Google was hit today with record fines of €2.4 billion ($2.7 billion) from the European Union for allegedly abusing its market power by favoring its shopping service over other comparison sites. The search giant has 90 days to change its product to comply with EU antitrust rules. But an appeal seems likely: Google has already assigned a law firm to the case and has stated it disagrees with the ruling.
At first glance, this ruling is a win for Google’s price-comparison site competitors that complained some seven years ago. Thirty companies have filed complaints, 19 of which are included in the formal case, according to a Reuters report. Here’s a look at the other winners and losers of the decision.
The ruling sets a precedent for other competitors within maps, travel and other sectors to potentially launch their own complaints. The bulk of Google’s revenue comes from search, which funds the company’s other services.
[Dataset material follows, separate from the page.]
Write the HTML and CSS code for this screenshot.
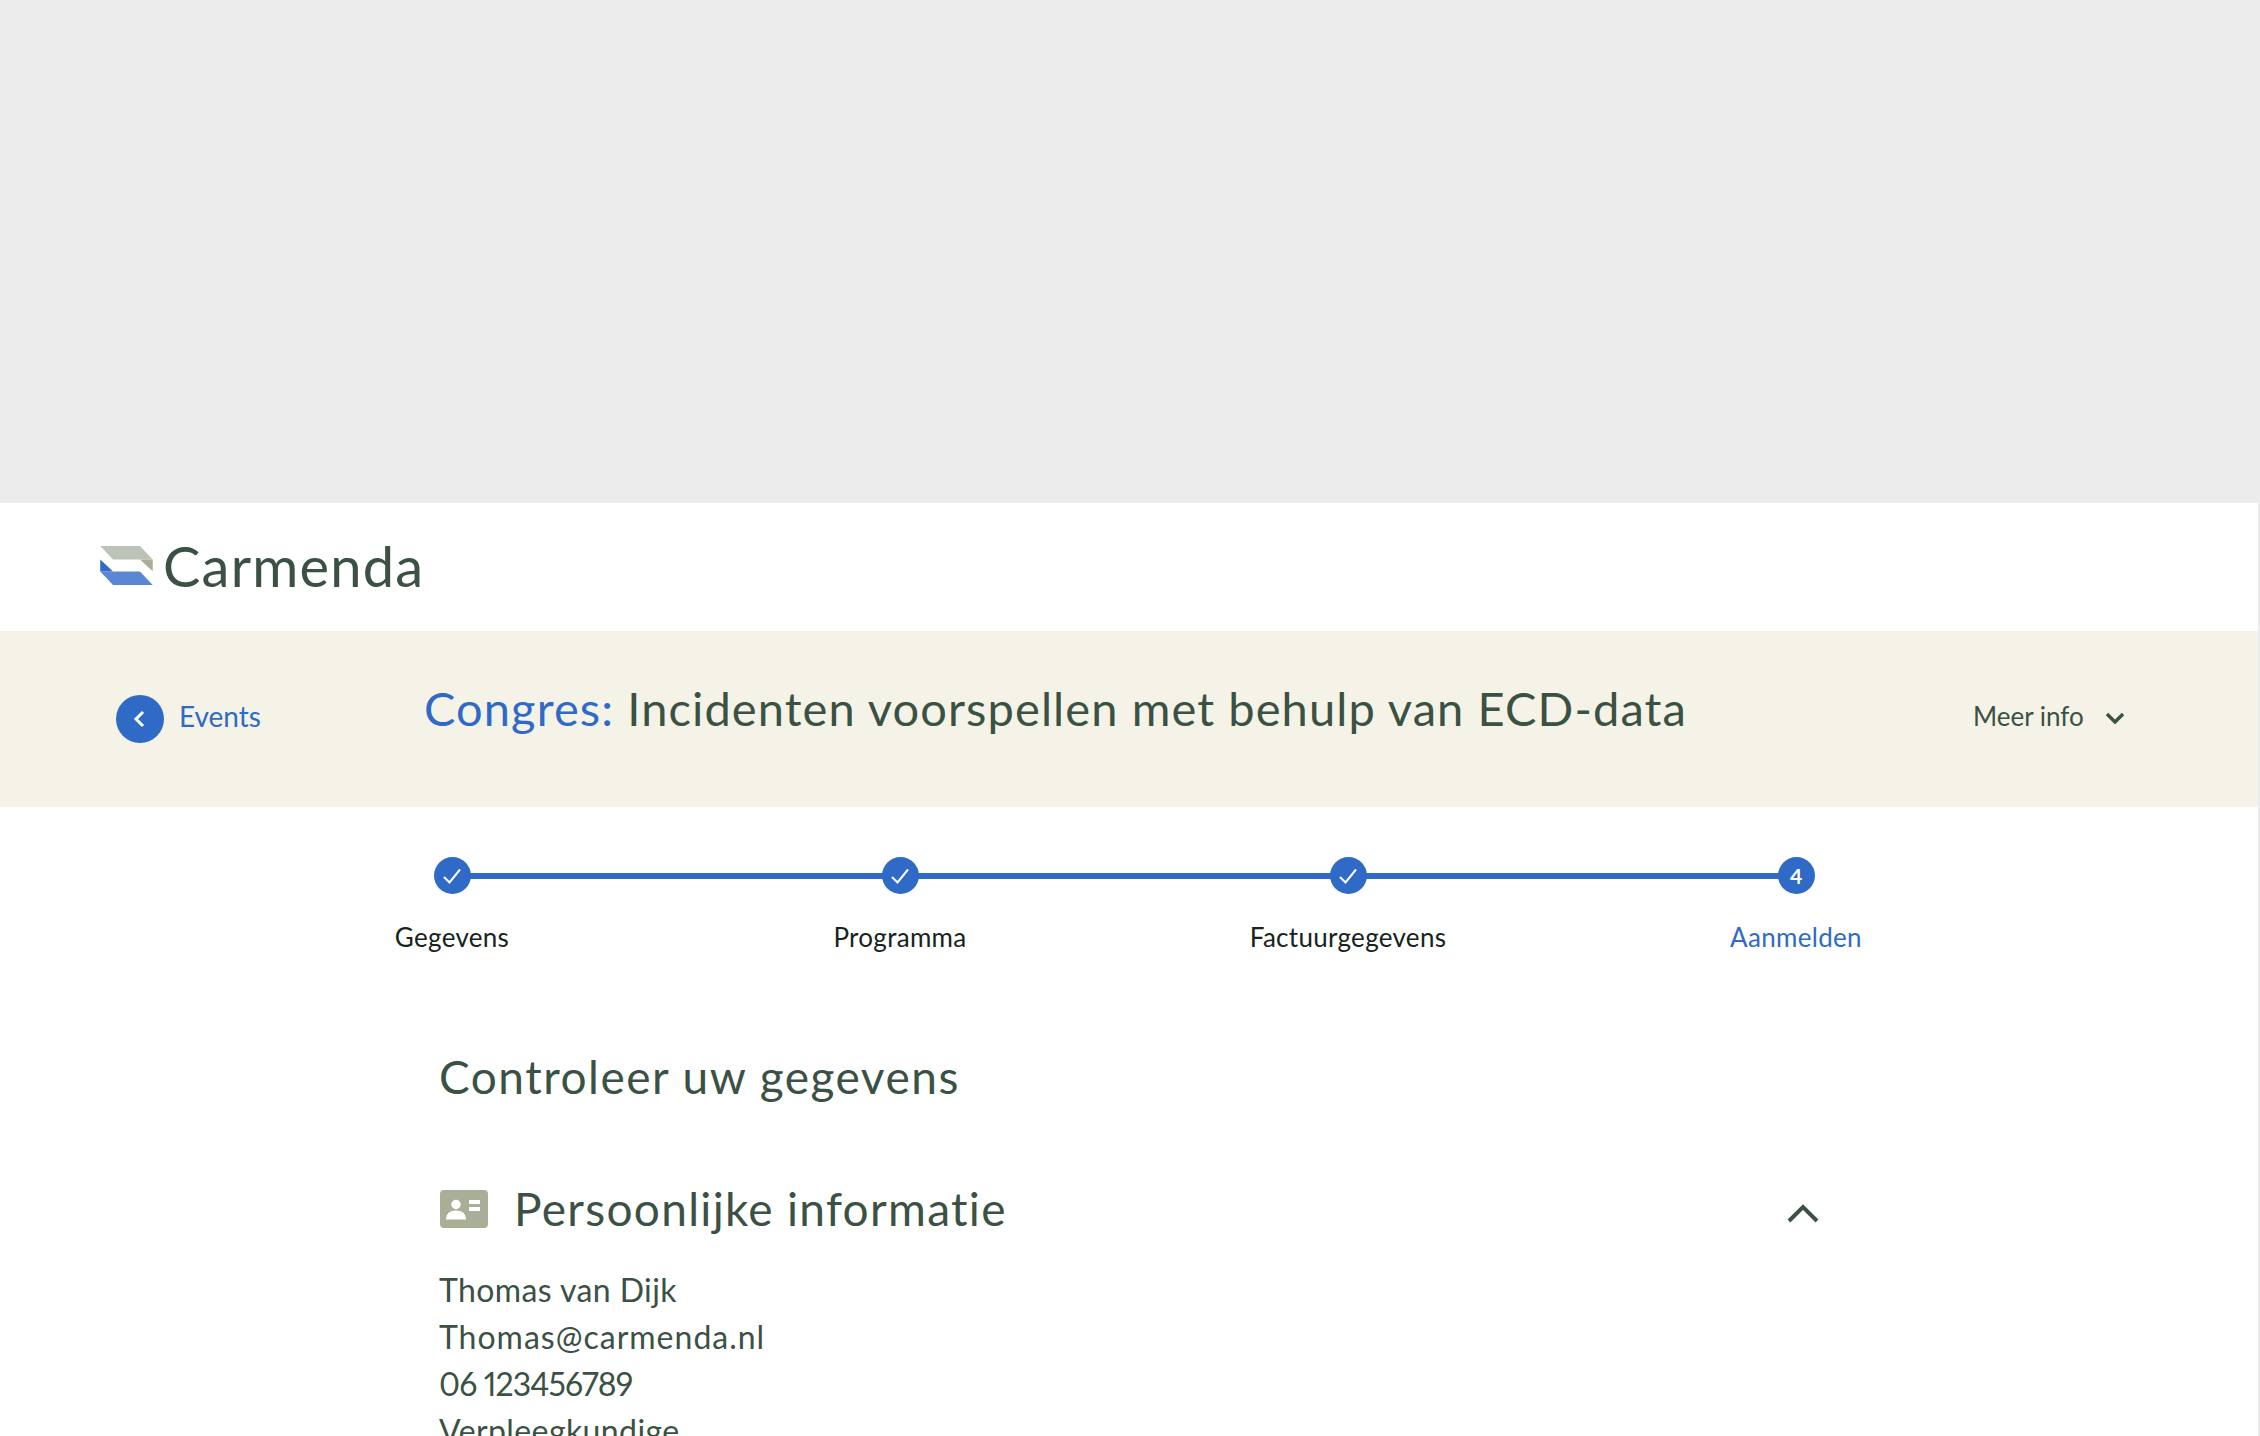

Businesses have concerns about Google’s power in the market beyond just search, so this case could have wide-reaching implications.
As the complaints to the European Commission have continued, Google competitors outside of shopping have had an opportunity to air theirs as well. News Corp, Getty Images and Oracle, to name a few, have penned a letter to the EU this week about the case. For European businesses, this looks like a blow to weaken the duopoly.
In theory, more competition in a marketplace is better for shoppers. “More competition in the comparison sites’ shopping market might lead to more innovation, more choice and better prices,” said Oliver Fairhurst, an associate at law firm Lewis Silkin.
“There are lots of good results from competition, and more access for competing comparison services to Google’s search platform could be a boon for consumers,” he added.
European Union member states
The European Commission has stated the money from the fine will be directed to the EU member states, possibly reducing the amount of tax the member states would pay. This would provide some timely financial relief, with the prospect of the U.K.’s departure leaving some holes in the bank.
Google’s fine is the latest in a string of antitrust cases from Europe’s competition commissioner Margrethe Vestager, which could concern other market-dominating companies that they could receive similar treatment. Brussels has been accused of alleged bias against American companies in the past, even though a number of U.S. companies are among those complaining about Google’s market power to the EU.
Amazon has been singled out, not just by Google, for being another possible abuser of market share. However, Amazon is in a better position despite being a market leader, said Fairhurst, partly because market size plays a role; Amazon, as part of online retail, is in a much larger market than online search. Another difference is that Amazon’s algorithm operates mostly based on price, said Jules Bazley, vp of commercial development in Europe for CJ Affiliate. “This will probably encourage Amazon to take a good look at its algorithm,” Bazley said.
Part of Google’s defense is that its ads within product searches benefit people by helping them make faster purchases.
“On the flip side, hardly a business or consumer in the world has not already benefitted from Google’s transformative services, and that innovation should not be forgotten,” said Fairhurst. If Google’s case doesn’t progress, the shopping service could be pulled from Europe altogether, as the company did with Google News in Spain.